The 13 siblings rescued from abusive conditions in their family home in southern California four years ago have been failed by the social services system that was meant to protect them, according to a new report.
Then aged between two and 29, the Turpin children were forced to live in dangerous conditions in their home in Perris city. They were starved, locked out of their homes and shackled to their beds as punishment for weeks, and at times, even months. They lived in squalor. Twelve of the 13 children were found malnourished, and sexually and physically abused.
Mike Hestrin, Riverside County district attorney, said that they “have been victimised again by the system”, which is preventing them from accessing $600,000 (£446,385) in private donations, according to ABC News.

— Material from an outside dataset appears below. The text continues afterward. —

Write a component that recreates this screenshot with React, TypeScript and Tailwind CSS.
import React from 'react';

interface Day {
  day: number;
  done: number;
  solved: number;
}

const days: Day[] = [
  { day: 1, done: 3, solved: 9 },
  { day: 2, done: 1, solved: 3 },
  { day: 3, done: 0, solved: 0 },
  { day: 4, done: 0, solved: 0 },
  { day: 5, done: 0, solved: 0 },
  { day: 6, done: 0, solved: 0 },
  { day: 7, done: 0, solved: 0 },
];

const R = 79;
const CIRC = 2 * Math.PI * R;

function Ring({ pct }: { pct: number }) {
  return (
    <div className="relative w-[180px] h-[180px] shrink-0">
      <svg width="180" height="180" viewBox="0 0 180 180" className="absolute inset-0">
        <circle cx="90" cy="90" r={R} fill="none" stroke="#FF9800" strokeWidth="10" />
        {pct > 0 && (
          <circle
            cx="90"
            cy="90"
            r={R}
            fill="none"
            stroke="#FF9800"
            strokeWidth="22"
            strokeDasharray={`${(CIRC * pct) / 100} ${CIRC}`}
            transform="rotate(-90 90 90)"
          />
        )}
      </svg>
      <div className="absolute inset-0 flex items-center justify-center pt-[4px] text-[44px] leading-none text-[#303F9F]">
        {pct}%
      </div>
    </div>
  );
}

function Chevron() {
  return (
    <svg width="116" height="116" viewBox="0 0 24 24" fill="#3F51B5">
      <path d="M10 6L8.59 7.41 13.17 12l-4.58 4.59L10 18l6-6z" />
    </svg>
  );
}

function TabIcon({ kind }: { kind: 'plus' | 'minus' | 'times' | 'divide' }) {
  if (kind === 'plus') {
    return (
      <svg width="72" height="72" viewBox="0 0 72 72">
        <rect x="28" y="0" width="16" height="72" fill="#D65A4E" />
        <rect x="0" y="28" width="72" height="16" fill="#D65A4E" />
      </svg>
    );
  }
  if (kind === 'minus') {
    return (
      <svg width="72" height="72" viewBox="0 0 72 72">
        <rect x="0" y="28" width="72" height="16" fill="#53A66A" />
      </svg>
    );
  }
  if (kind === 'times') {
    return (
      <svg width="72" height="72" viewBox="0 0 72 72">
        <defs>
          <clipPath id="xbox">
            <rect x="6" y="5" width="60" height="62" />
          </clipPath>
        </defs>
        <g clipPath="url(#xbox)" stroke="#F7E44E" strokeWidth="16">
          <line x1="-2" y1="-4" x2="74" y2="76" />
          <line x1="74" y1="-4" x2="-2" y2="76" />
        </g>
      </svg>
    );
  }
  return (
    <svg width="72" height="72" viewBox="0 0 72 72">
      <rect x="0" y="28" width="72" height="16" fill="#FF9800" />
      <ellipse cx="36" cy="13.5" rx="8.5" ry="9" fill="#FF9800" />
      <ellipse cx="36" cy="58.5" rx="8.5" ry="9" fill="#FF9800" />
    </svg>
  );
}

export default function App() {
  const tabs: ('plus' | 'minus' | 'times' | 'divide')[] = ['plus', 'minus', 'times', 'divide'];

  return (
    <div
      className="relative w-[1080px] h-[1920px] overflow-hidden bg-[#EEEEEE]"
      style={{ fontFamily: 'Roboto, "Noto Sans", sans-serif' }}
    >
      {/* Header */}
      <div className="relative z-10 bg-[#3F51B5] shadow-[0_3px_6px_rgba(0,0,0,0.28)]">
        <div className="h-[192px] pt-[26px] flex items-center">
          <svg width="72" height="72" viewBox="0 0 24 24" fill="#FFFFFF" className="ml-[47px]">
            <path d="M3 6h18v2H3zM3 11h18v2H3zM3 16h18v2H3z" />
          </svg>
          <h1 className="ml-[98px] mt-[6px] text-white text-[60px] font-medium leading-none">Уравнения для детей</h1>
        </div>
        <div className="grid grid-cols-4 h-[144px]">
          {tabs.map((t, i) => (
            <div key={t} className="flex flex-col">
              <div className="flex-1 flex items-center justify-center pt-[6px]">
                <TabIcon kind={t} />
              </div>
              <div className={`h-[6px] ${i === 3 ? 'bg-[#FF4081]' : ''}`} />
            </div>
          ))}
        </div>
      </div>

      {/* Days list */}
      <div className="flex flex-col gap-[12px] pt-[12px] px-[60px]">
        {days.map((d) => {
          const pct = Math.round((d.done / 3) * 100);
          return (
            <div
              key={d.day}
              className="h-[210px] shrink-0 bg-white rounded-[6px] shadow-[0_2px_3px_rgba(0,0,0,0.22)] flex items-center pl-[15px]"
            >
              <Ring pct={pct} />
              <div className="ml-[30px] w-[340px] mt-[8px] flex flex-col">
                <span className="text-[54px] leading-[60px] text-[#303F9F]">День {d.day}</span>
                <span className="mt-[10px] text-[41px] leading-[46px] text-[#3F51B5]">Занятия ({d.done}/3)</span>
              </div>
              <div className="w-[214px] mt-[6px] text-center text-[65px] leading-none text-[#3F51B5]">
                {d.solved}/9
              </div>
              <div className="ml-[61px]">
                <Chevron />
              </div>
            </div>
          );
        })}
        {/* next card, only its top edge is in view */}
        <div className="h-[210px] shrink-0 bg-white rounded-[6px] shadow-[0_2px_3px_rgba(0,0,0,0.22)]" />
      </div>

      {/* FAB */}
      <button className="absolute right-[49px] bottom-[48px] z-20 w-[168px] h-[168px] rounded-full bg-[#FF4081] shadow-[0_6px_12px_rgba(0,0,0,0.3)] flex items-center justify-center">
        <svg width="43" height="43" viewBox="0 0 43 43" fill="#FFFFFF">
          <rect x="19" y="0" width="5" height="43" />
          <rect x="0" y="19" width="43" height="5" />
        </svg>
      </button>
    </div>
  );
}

Some of the adult children are again living in squalor, Mr Hestrin said. “They’re living in crime-ridden neighbourhoods. There's money for their education — they can't access it.”
A court-appointed conservatorship has reportedly pushed them to the brink of homelessness. Most of the funds are collected into a trust, which is controlled by a court-appointed public guardian.

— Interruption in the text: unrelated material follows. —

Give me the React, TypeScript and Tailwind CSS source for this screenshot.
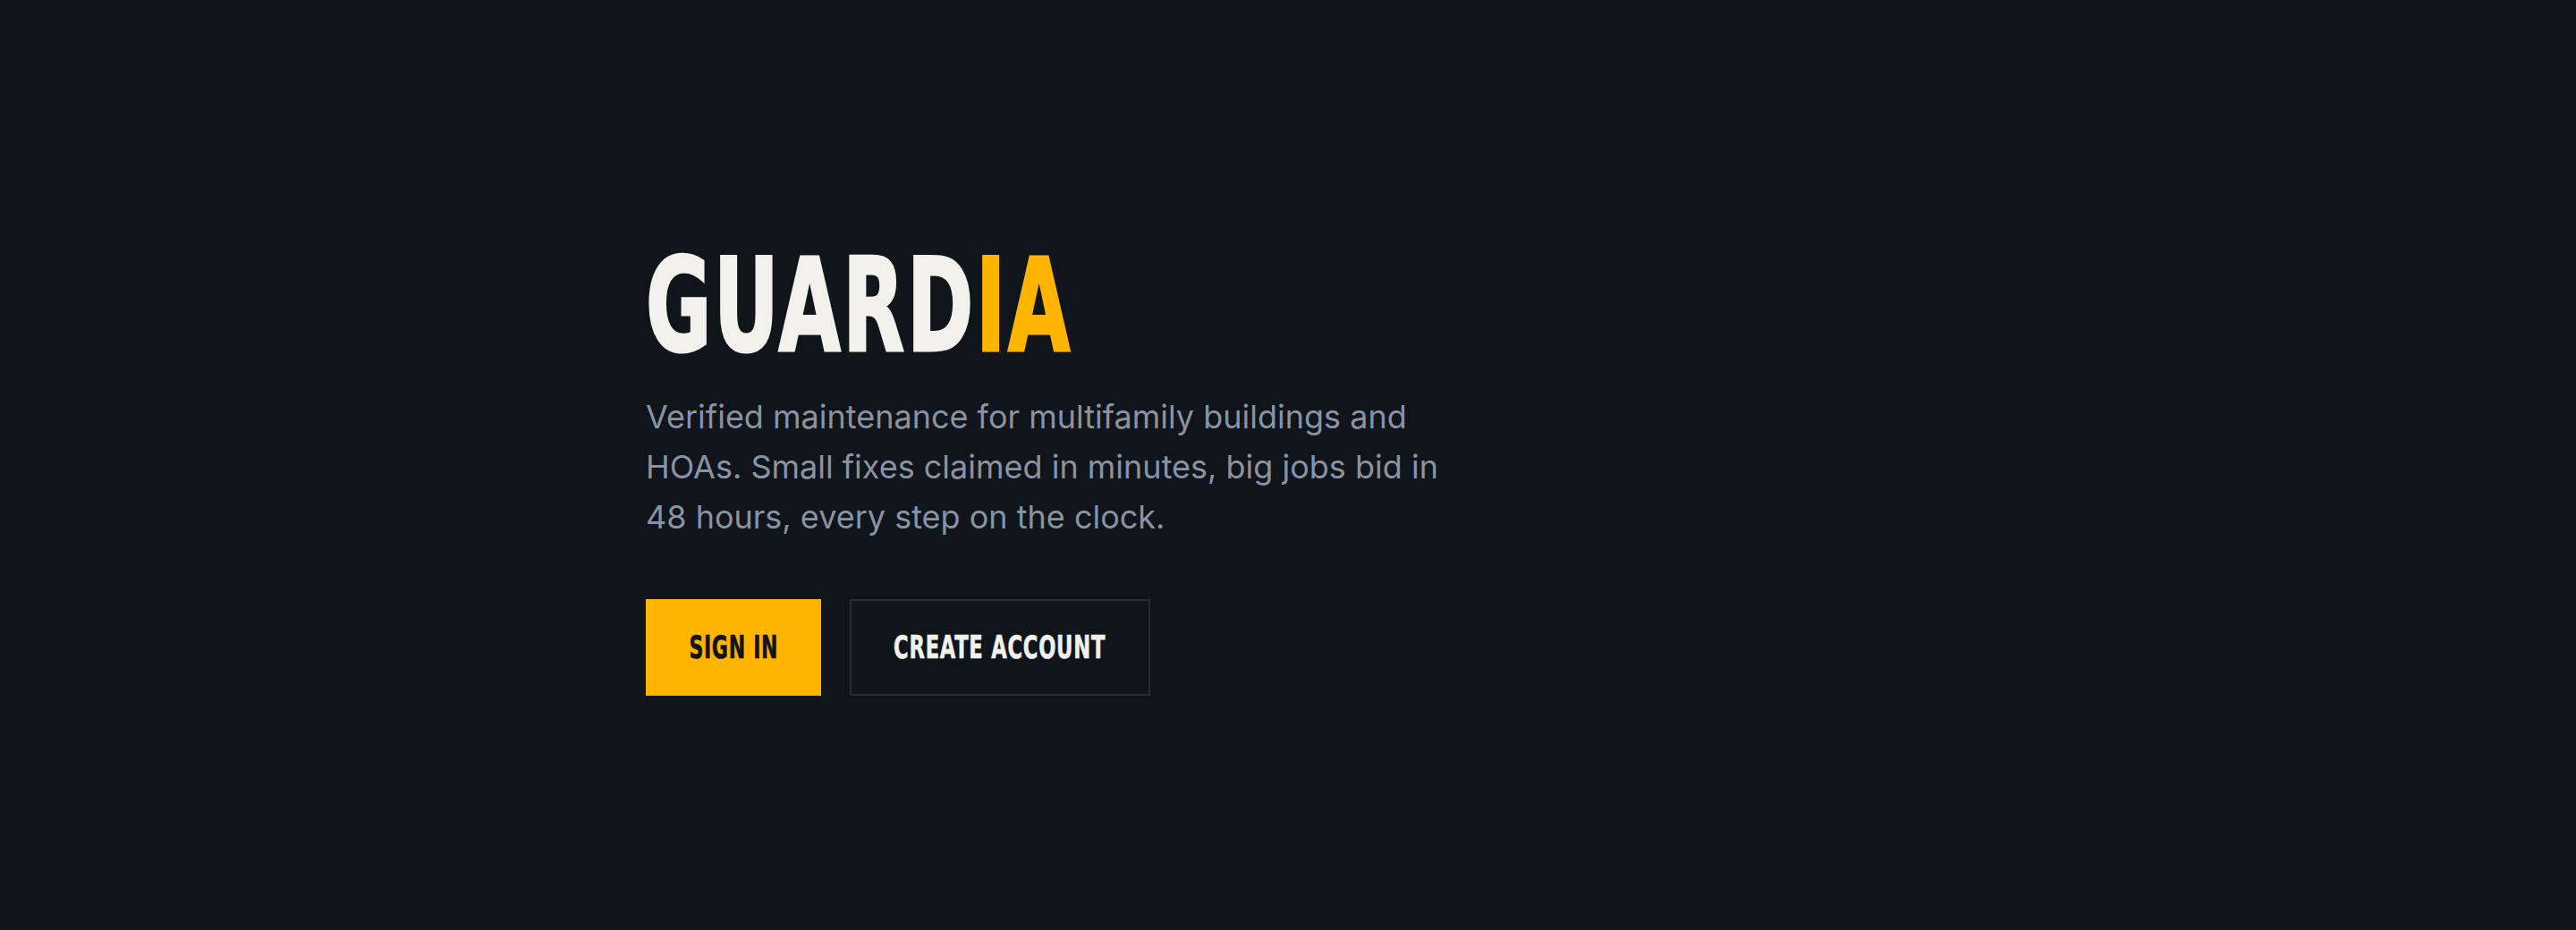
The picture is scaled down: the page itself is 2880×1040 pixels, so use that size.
export default function App() {
  return (
    <div className="h-[1040px] w-full bg-[#10141b] flex flex-col">
      <div className="mx-auto w-[1436px] pt-[270px]">
        {/* Wordmark */}
        <h1 className="font-['Liberation_Sans_Narrow','DejaVu_Sans_Condensed',sans-serif] font-bold text-[144px] leading-none whitespace-nowrap [-webkit-text-stroke:3px_currentColor]">
          <span className="inline-block origin-left scale-x-[0.69] tracking-[4px]">
            <span className="text-[#f1f0eb]">GUARD</span>
            <span className="text-[#ffb400]">IA</span>
          </span>
        </h1>

        <p className="mt-[24px] max-w-[905px] font-['Inter',sans-serif] text-[36px] leading-[56px] text-[#8a93a3]">
          Verified maintenance for multifamily buildings and HOAs. Small fixes claimed in minutes, big jobs bid in 48 hours, every step on the clock.
        </p>

        {/* Actions */}
        <div className="mt-[64px] flex gap-[32px] font-['Liberation_Sans_Narrow','DejaVu_Sans_Condensed',sans-serif] font-bold text-[35px] leading-none [-webkit-text-stroke:0.6px_currentColor]">
          <button className="w-[196px] h-[108px] bg-[#ffb400] text-[#10141b] flex items-center justify-center">
            <span className="inline-block scale-x-[0.7] tracking-[1px] whitespace-nowrap">SIGN IN</span>
          </button>
          <button className="w-[336px] h-[108px] border-2 border-[#262d38] text-[#f1f0eb] flex items-center justify-center">
            <span className="inline-block scale-x-[0.72] tracking-[1px] whitespace-nowrap">CREATE ACCOUNT</span>
          </button>
        </div>
      </div>
    </div>
  )
}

Riverside County has hired a private law firm to look into allegations that seven adults and six minor children did not receive basic services after being freed. There is also a criminal investigation into a foster family that allegedly mistreated children, including one of the Turpins.
Some of the children “felt betrayed” by local officials’ handling of their cases, said Melissa Donaldson, Riverside County’s director of victim services. She added that the children at times did not have a safe place to stay or enough food.
Joshua Turpin, 29, said he couldn’t access funds to cover transportation needs and when he asked for help from the county’s deputy public guardian assigned to his case, “she would just tell me, ‘Just go Google it.’”
“I called the public guardian’s office and she refused to let me request for a bike,” he said.
The shocking abuse in the Turpins’ home went unnoticed until then 17-year-old Jordan Turpin escaped from the house with an old phone and called the police. Jordan and one of her sisters gave their first media interview on Friday’s episode of ABC’s 20/20.
“I was always terrified that if I called the cops or tried to escape, I would get caught, and then I knew I would die if I got caught. But at the end, when I saw all my younger siblings, I knew that’s what I had to do,” Jordan said.
After being rescued from “the house of horrors”, some of the younger siblings spent years in foster homes where they were allegedly subjected to child abuse.
The parents, David and Louise Turpin, were sentenced to life in prison on charges including 12 counts of torture, seven counts of abuse of a dependent, six counts of child abuse, 12 counts of false imprisonment, and one count of a lewd act on a child against David.